Plumbers install, repair, and maintain the water, drainage, venting, and fixture systems in homes and commercial buildings. It is a compulsory, licensed trade, and pay reflects the licence, experience, and the work, service, construction, or industrial. This guide sets out what it pays.
The official wage band
Job Bank classifies this trade under NOC 72300, Plumbers. It is a dedicated, single-occupation code, so the figures cover the trade cleanly.
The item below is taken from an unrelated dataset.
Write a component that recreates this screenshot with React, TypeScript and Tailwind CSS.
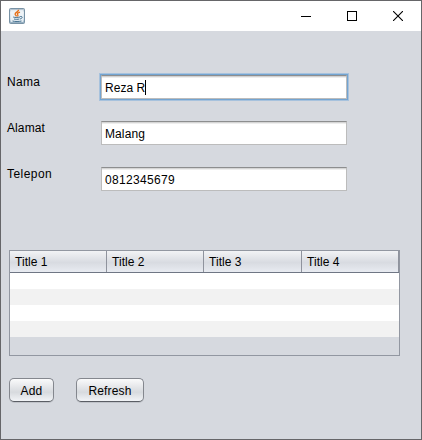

These are the official hourly wages in Canada, low to high, updated November 19, 2025.
| Level | Hourly |
|---|---|
| Low | $21.00 |
| Median | $34.00 |
| High | $46.00 |
At the median that is roughly $70,000 a year full-time, and top-tier and industrial plumbers run past $50 an hour and into six figures, with Ontario and the territories showing the highest bands in the country.
Reading the band
The band is wide because it spans an apprentice near the floor and a licensed journeyperson running service, construction, or industrial work at the top. Read the upper end as the licensed, Red Seal, and industrial end, where code compliance, service diagnostics, and complex rough-in are part of the job.
What lifts your pay
- A compulsory trade licence and Red Seal endorsement
- Service diagnostics and callout work, and industrial and commercial experience
- Backflow prevention certification and specialized tickets
- A gasfitter ticket, a common add-on that widens the work you can take
Reading the ranges
These bands cover NOC 72300, the plumbing trade, which is distinct from steamfitters and pipefitters and from sprinkler-system installers. Apprentices sit near the floor. Licensed journeyperson plumbers with service and industrial experience sit toward the ceiling.